Thursday, 19 July 2007

The English Fallacy

As long term readers know I'm a Unionist. I believe that the concept of Englishness is false and the break up the Union would be a slap in the face to hundreds of years of history. My feelings were reaffirmed today in a strange roundabout way...

I went to Nottingham. Nottingham is about as different from London and Kent as is Scotland or Wales. They speak with a funny accent and have strange shops and listen to weird radio stations (Trent FM???). This whole obsession some people have with being English just seems so misplaced to me... what on Earth do I have in common with the people of Nottingham? Not much...

That's what I love about the UK... it's bloody diverse and only thing that holds us together is the fact we all live on the same group of islands. We work well together, even if we don't always get along.
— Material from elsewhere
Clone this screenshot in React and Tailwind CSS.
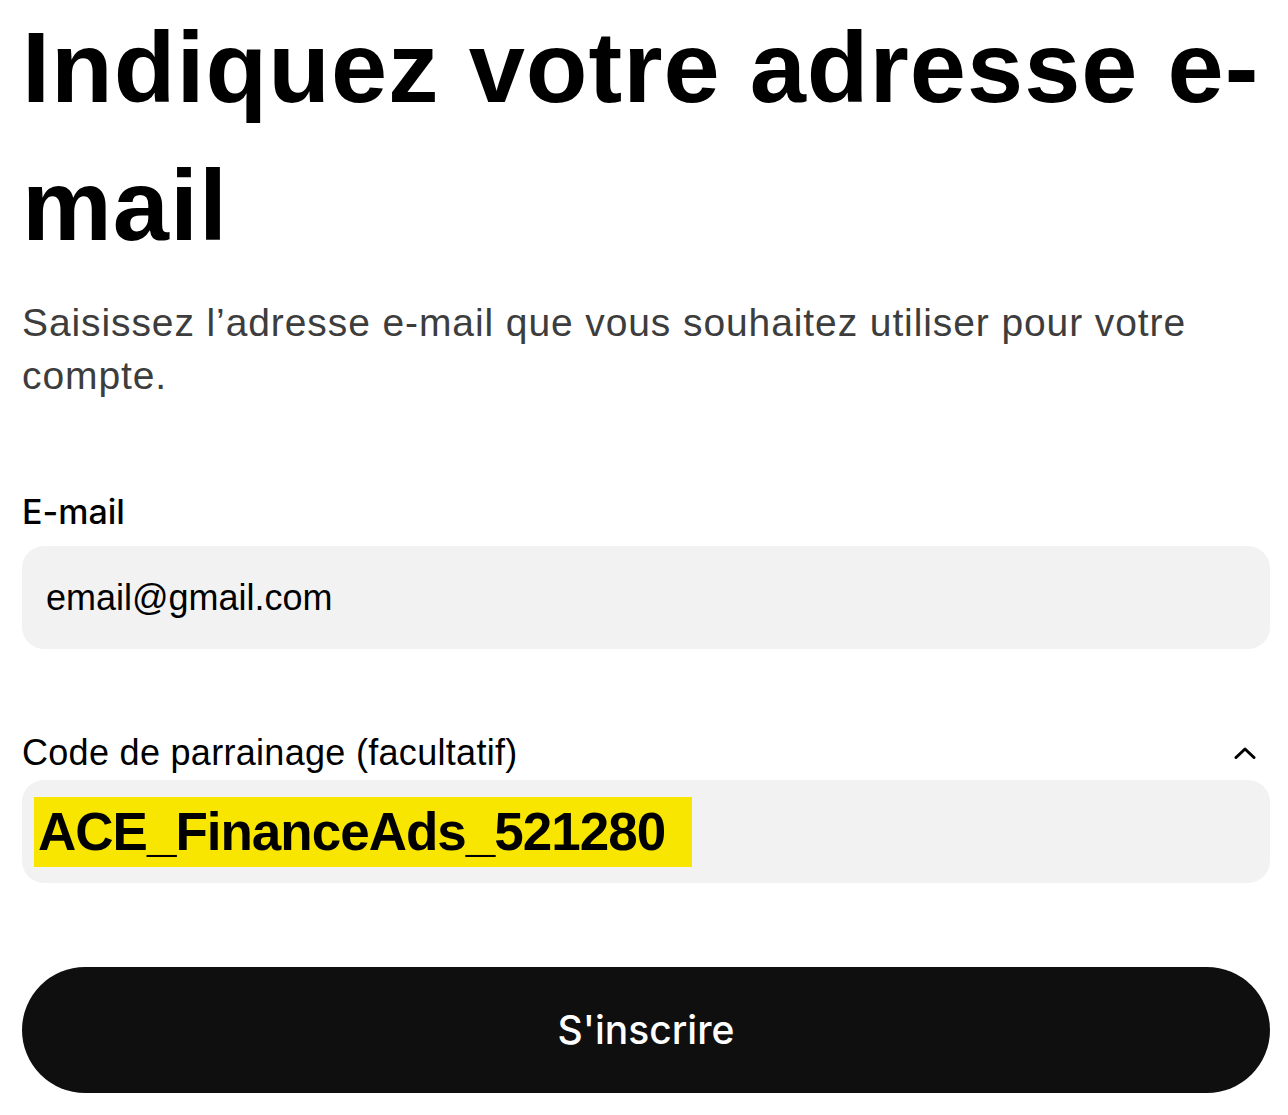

The concept of England going it alone is based on the idea that there is such a thing as an "English" person, and that the "English" share a culture. But I say there is isn't. I'm Kentish. The people from Yorkshire are proud to be from Yorkshire. The people from Cornwall are Cornish. We all have different cultures, different ways of speaking and different outlooks on life.

So if England ever did gain it's independence from the Union, I'd be the first person calling for Kent to secede. Because if we are going to base our country on the concept of a "shared culture" rather than on a geographical reality (us all living on the same group of islands) then I want to be in a country with all the Kentish Men and Men of Kent not in "England" a place with too many cultures to count.

3 comments:

James said...

Oh your new blog certainly gives us something to get our teeth into.

I don't like to come across as being negative and disagreeable but....

surely if you're born in England you're English.

The Scottish, Welsh and Irish don't say they're British do they? I mean I don't cling to the fact that I'm English until my fingertips bleed, but there is some history involved here which can't be ignored.

If we try to lump too many people in the same group it's like national genocide, and there aren't really any long-term benefits, only ever-increasing misery and rootless cosmopolitan greyness.

James

Jae Kay said...

That's the point. The English want to lump everyone in the area they refer to as England as being pretty much the same. This is wrong. We need to accept that within England there is a vast difference between cultuarl groups. And if we accept this then I see no reason for us to choose nationalism (the promotion of one culture over another) over Unionism (the acceptance of our different cultures and ways of life brought together under one flag)>

James said...

Thanks Jae, I agree with what you've said.

By the way this is James from http://hobbitlife.livejournal.com

Shameless plug.

For some reason I'm being linked to a blogger account I didn't even know I had.